* Start Data excerpt *
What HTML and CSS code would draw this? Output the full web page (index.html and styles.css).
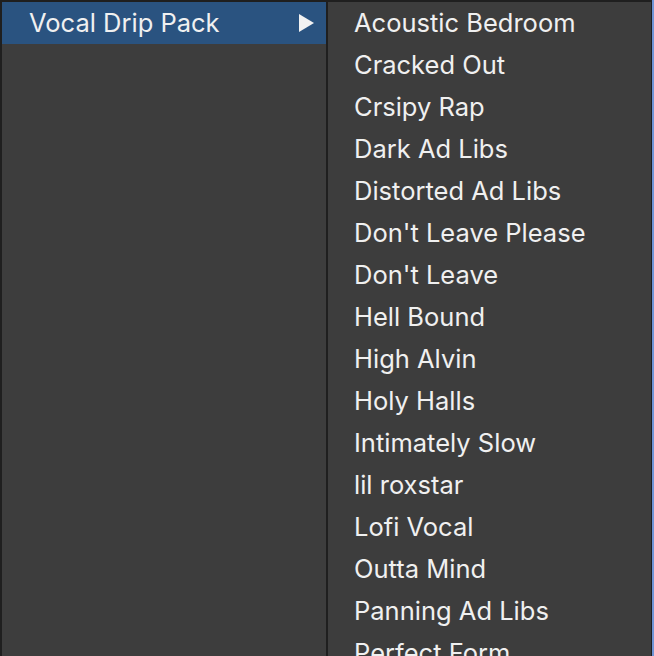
FILE: index.html
```html
<!DOCTYPE html>
<html>
<head>
<meta charset="utf-8">
<link rel="stylesheet" href="styles.css">
</head>
<body>
<div class="menus">
  <div class="menu parent">
    <div class="item selected">
      <span class="label">Vocal Drip Pack</span>
      <svg class="arrow" width="15" height="18" viewBox="0 0 15 18"><polygon points="0,0 15,9 0,18" fill="#f2f2f2"/></svg>
    </div>
  </div>
  <div class="menu sub">
    <div class="item">Acoustic Bedroom</div>
    <div class="item">Cracked Out</div>
    <div class="item">Crsipy Rap</div>
    <div class="item">Dark Ad Libs</div>
    <div class="item">Distorted Ad Libs</div>
    <div class="item">Don't Leave Please</div>
    <div class="item">Don't Leave</div>
    <div class="item">Hell Bound</div>
    <div class="item">High Alvin</div>
    <div class="item">Holy Halls</div>
    <div class="item">Intimately Slow</div>
    <div class="item">lil roxstar</div>
    <div class="item">Lofi Vocal</div>
    <div class="item">Outta Mind</div>
    <div class="item">Panning Ad Libs</div>
    <div class="item">Perfect Form</div>
  </div>
  <div class="edge"></div>
</div>
</body>
</html>
```

FILE: styles.css
```css
html, body {
  margin: 0;
  padding: 0;
  height: 100%;
  overflow: hidden;
  background: #1f1f1f;
}
.menus {
  display: flex;
  height: 656px;
  padding-top: 2px;
  padding-left: 2px;
  box-sizing: border-box;
  gap: 2px;
  font-family: "Inter", "Liberation Sans", sans-serif;
  font-size: 25.5px;
  color: #f0f0f0;
}
.menu {
  background: #3d3d3d;
  overflow: hidden;
}
.parent {
  width: 324px;
  flex: none;
}
.sub {
  width: 323px;
  flex: none;
}
.item {
  height: 42px;
  box-sizing: border-box;
  padding-bottom: 2px;
  display: flex;
  align-items: center;
  white-space: nowrap;
}
.sub .item {
  padding-left: 26px;
}
.selected {
  background: #2a5380;
  padding-left: 27px;
  padding-right: 12px;
  padding-bottom: 0;
  justify-content: space-between;
}
.selected .label {
  margin-bottom: 2px;
}
.arrow {
  display: block;
}
.edge {
  margin-left: -1px;
  width: 2px;
  flex: none;
  background: #6f95d6;
  margin-top: -2px;
}
```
* End Data excerpt *
**Goal**
Take the listing above and restate it word for word, without its pictures.

**Final result**
What HTML and CSS code would draw this? Output the full web page (index.html and styles.css).
FILE: index.html
```html
<!DOCTYPE html>
<html>
<head>
<meta charset="utf-8">
<link rel="stylesheet" href="styles.css">
</head>
<body>
<div class="menus">
  <div class="menu parent">
    <div class="item selected">
      <span class="label">Vocal Drip Pack</span>
      <svg class="arrow" width="15" height="18" viewBox="0 0 15 18"><polygon points="0,0 15,9 0,18" fill="#f2f2f2"/></svg>
    </div>
  </div>
  <div class="menu sub">
    <div class="item">Acoustic Bedroom</div>
    <div class="item">Cracked Out</div>
    <div class="item">Crsipy Rap</div>
    <div class="item">Dark Ad Libs</div>
    <div class="item">Distorted Ad Libs</div>
    <div class="item">Don't Leave Please</div>
    <div class="item">Don't Leave</div>
    <div class="item">Hell Bound</div>
    <div class="item">High Alvin</div>
    <div class="item">Holy Halls</div>
    <div class="item">Intimately Slow</div>
    <div class="item">lil roxstar</div>
    <div class="item">Lofi Vocal</div>
    <div class="item">Outta Mind</div>
    <div class="item">Panning Ad Libs</div>
    <div class="item">Perfect Form</div>
  </div>
  <div class="edge"></div>
</div>
</body>
</html>
```

FILE: styles.css
```css
html, body {
  margin: 0;
  padding: 0;
  height: 100%;
  overflow: hidden;
  background: #1f1f1f;
}
.menus {
  display: flex;
  height: 656px;
  padding-top: 2px;
  padding-left: 2px;
  box-sizing: border-box;
  gap: 2px;
  font-family: "Inter", "Liberation Sans", sans-serif;
  font-size: 25.5px;
  color: #f0f0f0;
}
.menu {
  background: #3d3d3d;
  overflow: hidden;
}
.parent {
  width: 324px;
  flex: none;
}
.sub {
  width: 323px;
  flex: none;
}
.item {
  height: 42px;
  box-sizing: border-box;
  padding-bottom: 2px;
  display: flex;
  align-items: center;
  white-space: nowrap;
}
.sub .item {
  padding-left: 26px;
}
.selected {
  background: #2a5380;
  padding-left: 27px;
  padding-right: 12px;
  padding-bottom: 0;
  justify-content: space-between;
}
.selected .label {
  margin-bottom: 2px;
}
.arrow {
  display: block;
}
.edge {
  margin-left: -1px;
  width: 2px;
  flex: none;
  background: #6f95d6;
  margin-top: -2px;
}
```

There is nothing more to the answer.